Der DGB muss mit den europäischen Gewerkschaften versuchen, Einfluss darauf zu nehmen, das europäische Sozial- und Ökologiemodell deutlich zu verbessern. Der Prozess der EU-Erweiterung ist zu unterstützen und es muss darauf hingewirkt werden, dass die sozialen und ökologischen Interessen der Menschen in den Mitglieds- und Beitrittsländern besondere Beachtung finden.

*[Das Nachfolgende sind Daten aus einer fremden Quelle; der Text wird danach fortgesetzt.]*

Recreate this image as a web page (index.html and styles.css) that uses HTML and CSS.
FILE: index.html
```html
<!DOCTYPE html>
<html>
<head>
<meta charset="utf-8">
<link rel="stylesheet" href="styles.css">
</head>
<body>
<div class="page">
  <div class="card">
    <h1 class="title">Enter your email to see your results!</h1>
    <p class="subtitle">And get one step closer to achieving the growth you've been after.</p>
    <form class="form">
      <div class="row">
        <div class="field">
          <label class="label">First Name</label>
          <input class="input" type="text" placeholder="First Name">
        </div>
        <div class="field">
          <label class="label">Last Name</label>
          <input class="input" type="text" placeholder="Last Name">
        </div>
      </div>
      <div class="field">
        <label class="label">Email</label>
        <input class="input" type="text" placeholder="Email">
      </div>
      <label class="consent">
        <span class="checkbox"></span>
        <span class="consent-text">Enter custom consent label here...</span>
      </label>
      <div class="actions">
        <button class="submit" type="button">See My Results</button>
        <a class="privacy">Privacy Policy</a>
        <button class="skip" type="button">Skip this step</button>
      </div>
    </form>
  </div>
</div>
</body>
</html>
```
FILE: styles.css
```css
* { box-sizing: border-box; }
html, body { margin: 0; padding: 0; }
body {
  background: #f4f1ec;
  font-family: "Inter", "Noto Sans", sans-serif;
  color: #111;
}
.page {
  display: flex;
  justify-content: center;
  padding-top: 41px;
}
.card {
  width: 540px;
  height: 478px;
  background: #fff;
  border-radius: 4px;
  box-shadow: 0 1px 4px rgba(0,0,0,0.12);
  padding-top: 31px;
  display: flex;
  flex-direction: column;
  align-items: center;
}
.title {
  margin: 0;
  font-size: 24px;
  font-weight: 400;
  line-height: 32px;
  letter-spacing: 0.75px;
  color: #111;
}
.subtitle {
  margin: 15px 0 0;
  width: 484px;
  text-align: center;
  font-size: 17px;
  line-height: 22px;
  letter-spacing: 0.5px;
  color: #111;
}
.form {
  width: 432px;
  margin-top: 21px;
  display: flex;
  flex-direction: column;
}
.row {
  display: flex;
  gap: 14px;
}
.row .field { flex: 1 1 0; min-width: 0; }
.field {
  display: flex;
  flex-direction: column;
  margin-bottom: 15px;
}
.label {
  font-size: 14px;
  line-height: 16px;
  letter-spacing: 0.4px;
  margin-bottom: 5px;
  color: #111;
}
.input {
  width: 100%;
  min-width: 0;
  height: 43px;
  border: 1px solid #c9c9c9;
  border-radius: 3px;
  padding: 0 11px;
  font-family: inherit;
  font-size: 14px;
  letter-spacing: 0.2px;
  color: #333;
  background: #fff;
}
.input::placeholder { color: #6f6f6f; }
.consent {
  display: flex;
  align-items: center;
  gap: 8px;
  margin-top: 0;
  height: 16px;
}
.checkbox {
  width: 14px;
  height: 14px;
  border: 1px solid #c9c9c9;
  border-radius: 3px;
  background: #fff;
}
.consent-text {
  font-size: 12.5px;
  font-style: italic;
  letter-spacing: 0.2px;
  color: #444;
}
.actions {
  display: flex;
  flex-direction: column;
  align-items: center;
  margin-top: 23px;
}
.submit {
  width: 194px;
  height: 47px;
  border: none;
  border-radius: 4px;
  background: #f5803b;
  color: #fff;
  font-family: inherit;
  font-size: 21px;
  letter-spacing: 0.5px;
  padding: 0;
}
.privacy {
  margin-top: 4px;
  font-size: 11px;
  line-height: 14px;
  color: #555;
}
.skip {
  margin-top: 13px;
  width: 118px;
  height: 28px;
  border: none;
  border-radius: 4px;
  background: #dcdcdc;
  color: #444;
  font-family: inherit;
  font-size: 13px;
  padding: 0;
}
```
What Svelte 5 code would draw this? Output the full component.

Aber auch auf internationaler Ebene müssen Gewerkschaften mehr Durchschlagskraft erlangen, um den Prozess der Globalisierung mitgestalten zu können:

  • Die internationalen Gewerkschaftsorganisationen sind durch die Entwicklung gemeinsamer Aktionen und Kampagnen zu stärken. Dabei sind Gewerkschaften aus Entwicklungsländern stärker als bisher in die internationalen Gewerkschaftsorganisationen einzubinden.
  • Die Gewerkschaften müssen aber auch strategische Bündnisse und Kooperationen mit Nichtregierungsorganisationen (Umweltorganisationen, Entwicklungshilfeorganisationen, Basisinitiativen etc.) suchen, um gemeinsame Ziele besser umsetzen zu können
  • In der globalisierten Welt fallen immer mehr Entscheidungen im Rahmen europaweiter und transkontinentaler Konzerne. Die Gewerkschaften müssen ihr Profil auch als international aktive Interessenvertretung schärfen. Auf Unternehmensebene sind so genannte Codes of Conducts, d. h. Verhaltensregeln für soziale und ökologische Mindeststandards, zu vereinbaren.